Red Krayola

Fingerpointing

BY Brock ThiessenPublished Jul 22, 2008

Like many Red Krayola albums, Fingerpointing is as confusing on paper as it is on record. To break it down, in 1999 the project’s avant-garde maestro Mayo Thompson released an album with several modern-day experimenters, one of whom was producer extraordinaire Jim O’Rourke. That record was called Fingerpainting, not pointing, and crossed several Red Krayola songs from the ’60s with electronic sounds, loops and drum machines. At the time, O’Rourke presented Thompson with a mix of that album, only to have the bandleader reject it. Fast-forward to 2008 and Thompson is feeling the O’Rourke version and releasing it as Fingerpointing, not painting. On record, it now comes with O’Rourke’s distinctive stamp all over it.
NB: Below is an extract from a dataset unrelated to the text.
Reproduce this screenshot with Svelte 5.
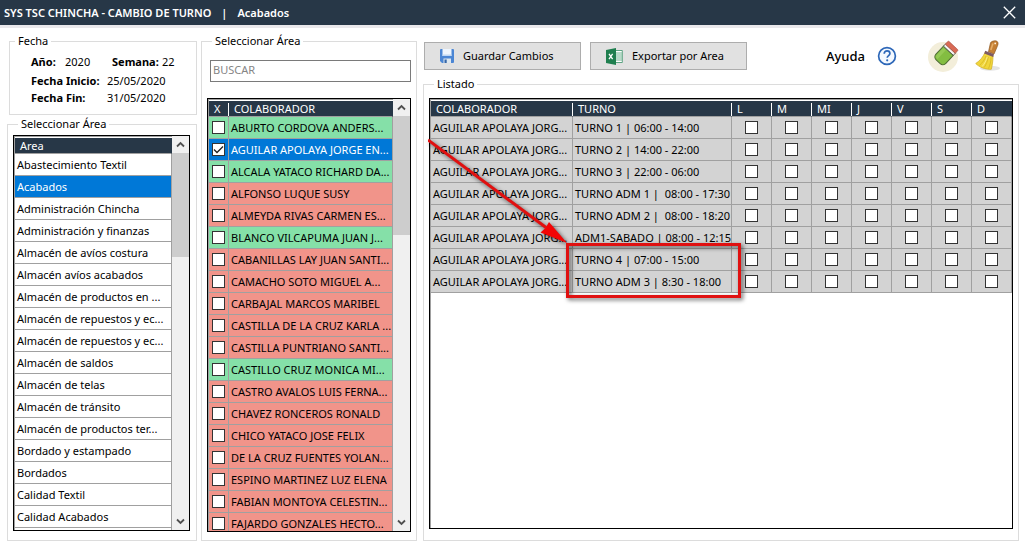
<script>
  const areas = [
    'Abastecimiento Textil', 'Acabados', 'Administración Chincha', 'Administración y finanzas',
    'Almacén de avíos costura', 'Almacén avíos acabados', 'Almacén de productos en ...',
    'Almacén de repuestos y ec...', 'Almacén de repuestos y ec...', 'Almacén de saldos',
    'Almacén de telas', 'Almacén de tránsito', 'Almacén de productos ter...',
    'Bordado y estampado', 'Bordados', 'Calidad Textil', 'Calidad Acabados'
  ];

  const people = $state([
    { name: 'ABURTO CORDOVA ANDERS...', ok: true, checked: false },
    { name: 'AGUILAR APOLAYA JORGE EN...', ok: true, checked: true },
    { name: 'ALCALA YATACO RICHARD DA...', ok: true, checked: false },
    { name: 'ALFONSO LUQUE SUSY', ok: false, checked: false },
    { name: 'ALMEYDA RIVAS CARMEN ES...', ok: false, checked: false },
    { name: 'BLANCO VILCAPUMA JUAN J...', ok: true, checked: false },
    { name: 'CABANILLAS LAY JUAN SANTI...', ok: false, checked: false },
    { name: 'CAMACHO SOTO MIGUEL A...', ok: false, checked: false },
    { name: 'CARBAJAL MARCOS MARIBEL', ok: false, checked: false },
    { name: 'CASTILLA DE LA CRUZ KARLA ...', ok: false, checked: false },
    { name: 'CASTILLA PUNTRIANO SANTI...', ok: false, checked: false },
    { name: 'CASTILLO CRUZ MONICA MI...', ok: true, checked: false },
    { name: 'CASTRO AVALOS LUIS FERNA...', ok: false, checked: false },
    { name: 'CHAVEZ RONCEROS RONALD', ok: false, checked: false },
    { name: 'CHICO YATACO JOSE FELIX', ok: false, checked: false },
    { name: 'DE LA CRUZ FUENTES YOLAN...', ok: false, checked: false },
    { name: 'ESPINO MARTINEZ LUZ ELENA', ok: false, checked: false },
    { name: 'FABIAN MONTOYA CELESTIN...', ok: false, checked: false },
    { name: 'FAJARDO GONZALES HECTO...', ok: false, checked: false }
  ]);

  const shifts = [
    'TURNO 1 | 06:00 - 14:00', 'TURNO 2 | 14:00 - 22:00', 'TURNO 3 | 22:00 - 06:00',
    'TURNO ADM 1 |  08:00 - 17:30', 'TURNO ADM 2 |  08:00 - 18:20', 'ADM1-SABADO | 08:00 - 12:15',
    'TURNO 4 | 07:00 - 15:00', 'TURNO ADM 3 | 8:30 - 18:00'
  ];
  const days = ['L', 'M', 'MI', 'J', 'V', 'S', 'D'];

  let selectedArea = $state(1);
  let selectedPerson = $state(1);
</script>

{#snippet scrollbar(size)}
  <div class="scrollbar">
    <button type="button" class="arrow" aria-label="Subir">
      <svg width="9" height="7" viewBox="0 0 9 7"><path d="M1 5.5 4.5 2 8 5.5" /></svg>
    </button>
    <div class="track"><div class="thumb" style="height: {size}%"></div></div>
    <button type="button" class="arrow" aria-label="Bajar">
      <svg width="9" height="7" viewBox="0 0 9 7"><path d="M1 1.5 4.5 5 8 1.5" /></svg>
    </button>
  </div>
{/snippet}

<div class="window">
  <header>
    <h1>SYS TSC CHINCHA - CAMBIO DE TURNO</h1>
    <span class="bar">|</span>
    <span class="current">Acabados</span>
    <button type="button" class="close" aria-label="Cerrar">
      <svg width="13" height="13" viewBox="0 0 13 13"><path d="M.8.8 12.2 12.2M12.2.8.8 12.2" stroke="#fff" stroke-width="1.3" /></svg>
    </button>
  </header>

  <main>
    <section class="left">
      <fieldset class="date">
        <legend>Fecha</legend>
        <div class="line first"><b class="year">Año:</b><span class="value">2020</span><b class="week">Semana:</b><span>22</span></div>
        <div class="line"><b class="label">Fecha Inicio:</b><span>25/05/2020</span></div>
        <div class="line"><b class="label">Fecha Fin:</b><span>31/05/2020</span></div>
      </fieldset>

      <fieldset class="areas">
        <legend>Seleccionar Área</legend>
        <div class="list">
          <div class="rows">
            <table>
              <thead><tr><th>Area</th></tr></thead>
              <tbody>
                {#each areas as area, i}
                  <tr class:selected={i === selectedArea} onclick={() => (selectedArea = i)}><td>{area}</td></tr>
                {/each}
                <tr><td></td></tr>
              </tbody>
            </table>
          </div>
          {@render scrollbar(29)}
        </div>
      </fieldset>
    </section>

    <fieldset class="staff">
      <legend>Seleccionar Área</legend>
      <input class="search" type="text" placeholder="BUSCAR" aria-label="Buscar" />
      <div class="list">
        <div class="rows">
          <table>
            <colgroup><col class="tick" /><col /></colgroup>
            <thead><tr><th class="x">X</th><th>COLABORADOR</th></tr></thead>
            <tbody>
              {#each people as person, i}
                <tr class={person.ok ? 'green' : 'red'} class:selected={i === selectedPerson} onclick={() => (selectedPerson = i)}>
                  <td class="check"><input type="checkbox" bind:checked={person.checked} aria-label={person.name} /></td>
                  <td>{person.name}</td>
                </tr>
              {/each}
            </tbody>
          </table>
        </div>
        {@render scrollbar(30)}
      </div>
    </fieldset>

    <section class="right">
      <div class="toolbar">
        <button type="button" class="action">
          <svg width="14" height="14" viewBox="0 0 14 14">
            <path d="M0 1a1 1 0 0 1 1-1h12a1 1 0 0 1 1 1v12a1 1 0 0 1-1 1H2l-2-2z" fill="#4b86d4" />
            <path d="M2.5 0h9v7h-9z" fill="#eef5fd" />
            <path d="M2.5 5.5h9V7h-9z" fill="#bfd7f3" />
            <path d="M3.5 9.5h7.5V14H3.5z" fill="#dde7ef" />
            <path d="M4.5 10.5h2.2V14H4.5z" fill="#3566a8" />
          </svg>
          Guardar Cambios
        </button>
        <button type="button" class="action">
          <svg width="17" height="17" viewBox="0 0 17 17">
            <path d="M9 2.5h7.3v12H9z" fill="#fff" stroke="#3b9168" stroke-width=".8" />
            <path d="M11 4v9M13 4v9M15 4v9" stroke="#6fb491" stroke-width="1" />
            <path d="M0 2 10 0v17L0 15z" fill="#1f7f4f" />
            <path d="m3 5.8 3.6 5.4M6.6 5.8 3 11.2" stroke="#fff" stroke-width="1.3" />
          </svg>
          Exportar por Area
        </button>

        <div class="tools">
          <span class="help">Ayuda</span>
          <button type="button" class="tool" aria-label="Ayuda">
            <svg width="20" height="20" viewBox="0 0 20 20" fill="none">
              <circle cx="10" cy="10" r="8.4" fill="#f4f9ff" stroke="#2d67b8" stroke-width="1.7" />
              <path d="M7.2 7.7c0-1.8 1.2-2.8 2.9-2.8s2.8 1 2.8 2.5c0 2.1-2.7 2.2-2.7 4.4" stroke="#2d67b8" stroke-width="1.7" />
              <circle cx="10.2" cy="14.3" r="1.1" fill="#2d67b8" />
            </svg>
          </button>
          <button type="button" class="tool eraser" aria-label="Borrar">
            <svg width="32" height="32" viewBox="0 0 32 32">
              <circle cx="16" cy="17" r="15" fill="#f3eeda" />
              <g transform="rotate(43 18.500 13.500)">
                <path d="M12 9.500h13.500v11a4 4 0 0 1-4 4H16a4 4 0 0 1-4-4z" fill="#83bd41" stroke="#4d6b33" stroke-width="1" />
                <path d="M13 11h3.500v12H16a3 3 0 0 1-3-3z" fill="#95c954" />
                <path d="M12 6.500h13.500v3H12z" fill="#f3f3ef" stroke="#4c5148" stroke-width=".8" />
                <path d="M12 3.300a1 1 0 0 1 1-1h11.500a1 1 0 0 1 1 1v3.500H12z" fill="#d96a55" stroke="#a44d40" stroke-width=".6" />
              </g>
            </svg>
          </button>
          <button type="button" class="tool" aria-label="Limpiar">
            <svg width="26" height="32" viewBox="0 0 26 32">
              <ellipse cx="15" cy="28.3" rx="10" ry="2.5" fill="#e4e4e4" />
              <path d="M15.500 2.800C17 .6 21.400.2 22.600 1.900c.9 1.400.2 3.200-.4 4.700L19 14l-5.500-2.200z" fill="#c58035" stroke="#8e5821" stroke-width=".7" />
              <path d="M18 3.500 15.800 10" stroke="#e6ae68" stroke-width="1.600" />
              <circle cx="20.200" cy="3.400" r=".9" fill="#fff3df" />
              <path d="M10 12.500c-2 4.500-5 8.300-9.300 11 3.400 3.600 9.500 6 15.600 5.800 1-4 1.700-8.300 1.700-13.200z" fill="#f1d63b" stroke="#cfae22" stroke-width=".7" />
              <path d="M11 16c-1.500 4-3.300 6.500-6.500 9.300M13.300 17c-.7 4-2 7-4 10.500M16 17.500c0 4-1 7.500-2.500 11" stroke="#d6b526" stroke-width=".8" fill="none" />
              <path d="M12.200 17c-1 3.600-2.500 6.500-5 9.500" stroke="#fbec8d" stroke-width="1" fill="none" />
              <path d="m10.200 10.800 8.800 3.400-.8 2.800-9-3.500z" fill="#7d5a63" />
            </svg>
          </button>
        </div>
      </div>

      <fieldset class="listing">
        <legend>Listado</legend>
        <div class="list">
          <div class="rows">
            <table>
              <colgroup><col /><col class="shift" />{#each days as _}<col class="day" />{/each}</colgroup>
              <thead>
                <tr><th>COLABORADOR</th><th>TURNO</th>{#each days as day}<th>{day}</th>{/each}</tr>
              </thead>
              <tbody>
                {#each shifts as shift}
                  <tr class="gray">
                    <td>AGUILAR APOLAYA JORG...</td>
                    <td>{shift}</td>
                    {#each days as day}
                      <td class="check"><input type="checkbox" aria-label="{shift} {day}" /></td>
                    {/each}
                  </tr>
                {/each}
              </tbody>
            </table>
          </div>
          <svg class="callout" width="320" height="210" viewBox="0 0 320 210" fill="none">
            <path d="M0 42 118 129.500" stroke="#e01010" stroke-width="3" />
            <path d="M139 145 112.500 134.500l5-4.500 3.500-6z" fill="#f30505" />
            <rect x="139.500" y="146.500" width="172" height="52" stroke="#e01010" stroke-width="3" />
          </svg>
        </div>
      </fieldset>
    </section>
  </main>
</div>

<style>
  :global(body) { margin: 0; background: #fff; }
  .window {
    display: flex;
    flex-direction: column;
    height: 100vh;
    color: #000;
    font: 11px/16px "Noto Sans", "Open Sans", sans-serif;
  }
  .window * { box-sizing: border-box; }
  button, input { font: inherit; color: inherit; }
  button { padding: 0; border: 0; background: none; }

  header {
    display: flex;
    align-items: center;
    flex: none;
    height: 28px;
    padding: 0 9px 0 4px;
    border-bottom: 3px solid #e9e8eb;
    background: #273747;
    color: #fff;
    font-weight: 600;
  }
  h1 { margin: 0; font: inherit; }
  .bar { margin: 0 10px; }
  .close { display: flex; margin-left: auto; }

  main {
    display: grid;
    grid-template-columns: 190px 216px minmax(0, 1fr);
    gap: 4px;
    flex: 1;
    min-height: 0;
    padding: 0 6px 6px 7px;
  }
  section { display: flex; flex-direction: column; min-height: 0; }
  .right { padding-left: 2px; }

  fieldset {
    display: flex;
    flex-direction: column;
    min-width: 0;
    min-height: 0;
    margin: 0;
    border: 1px solid #dcdcdc;
  }
  legend { margin-left: 5px; padding: 0 3px; }

  .date { margin: 5px 0 1px 2px; padding: 5px 6px 7px 0; }
  .line { display: flex; margin-bottom: 1px; padding-left: 21px; }
  .first { margin-bottom: 3px; }
  .year { width: 34px; }
  .value { width: 47px; }
  .week { width: 50px; }
  .label { width: 76px; }

  .areas { flex: 1; padding: 3px 6px 9px 5px; }
  .staff { margin-top: 5px; padding: 11px 5px 8px 5px; }
  .listing { flex: 1; padding: 6px 5px 11px 5px; }

  .list {
    position: relative;
    display: flex;
    flex: 1;
    min-height: 0;
    border: 1px solid #000;
  }
  .rows {
    flex: 1;
    min-width: 0;
    overflow: hidden;
    border-top: 1px solid #a0a0a0;
    border-left: 1px solid #a0a0a0;
  }

  table { width: 100%; table-layout: fixed; border-spacing: 0; border-top: 1px solid #fff; }
  th, td {
    overflow: hidden;
    padding: 0 0 0 2px;
    border-right: 1px solid #a0a0a0;
    border-bottom: 1px solid #a0a0a0;
    text-align: left;
    font-weight: 400;
    white-space: pre;
  }
  th {
    height: 16px;
    padding-left: 5px;
    border-right-color: #273747;
    background: #273747;
    color: #fff;
    line-height: 15px;
  }
  th:not(:last-child) {
    background: linear-gradient(#fff, #fff) right center / 1px 13px no-repeat border-box #273747;
    border-right-color: transparent;
  }
  td { height: 22px; line-height: 21px; }
  .tick { width: 20px; }
  .shift { width: 159px; }
  .day { width: 40px; }
  .green { background: #85e0a8; }
  .red { background: #f1948a; }
  .gray { background: #d3d3d3; }
  .selected { background: #0078d7; color: #fff; }

  .check { padding: 0; }
  .check input {
    display: block;
    width: 13px;
    height: 13px;
    margin: 0 auto;
    appearance: none;
    border: 1px solid #333;
    background: #fff;
  }
  .check input:checked {
    background: #fff url("data:image/svg+xml,%3Csvg xmlns='http://www.w3.org/2000/svg' viewBox='0 0 11 11'%3E%3Cpath d='M1 5.500 4 8.500 10 2.500' fill='none' stroke='%23222' stroke-width='1.300'/%3E%3C/svg%3E");
  }

  .search {
    flex: none;
    width: auto;
    height: 22px;
    margin: 0 0 16px 3px;
    padding: 0 2px 3px;
    border: 1px solid #7a7a7a;
    border-radius: 0;
    background: #fff;
  }
  .search::placeholder { color: #858585; opacity: 1; }

  .scrollbar { display: flex; flex: none; flex-direction: column; width: 17px; background: #f0f0f0; }
  .arrow { display: flex; align-items: center; justify-content: center; height: 17px; }
  .arrow path { fill: none; stroke: #505050; stroke-width: 1.8; }
  .track { flex: 1; }
  .thumb { background: #cdcdcd; }

  .toolbar { display: flex; align-items: center; gap: 9px; height: 48px; padding: 8px 18px 0 1px; }
  .action {
    display: flex;
    align-items: center;
    gap: 9px;
    width: 157px;
    height: 28px;
    padding-left: 15px;
    border: 1px solid #adadad;
    background: #e1e1e1;
  }
  .tools { display: flex; align-items: center; margin-left: auto; }
  .help { margin-right: 12px; font-size: 13px; font-weight: 500; }
  .tool { display: flex; }
  .eraser { margin: 0 16px 0 30px; }

  .callout {
    position: absolute;
    top: -1px;
    left: -2px;
    pointer-events: none;
    filter: drop-shadow(2px 2px 2px rgb(0 0 0 / 60%));
  }
</style>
Gone is any of the original’s clutter and left behind is the producer’s striking use of space, as he puts Thompson’s voice and guitar low in the mix and lets a sparse array of skittering beats and synths carry the album. The record is hardly easier to digest though, with instrumental freak-outs still butting up against more traditional songs throughout one continuous unskipable track. But for fans of O’Rourke or Red Krayola’s unconventional ways, Fingerpointing should easily satisfy.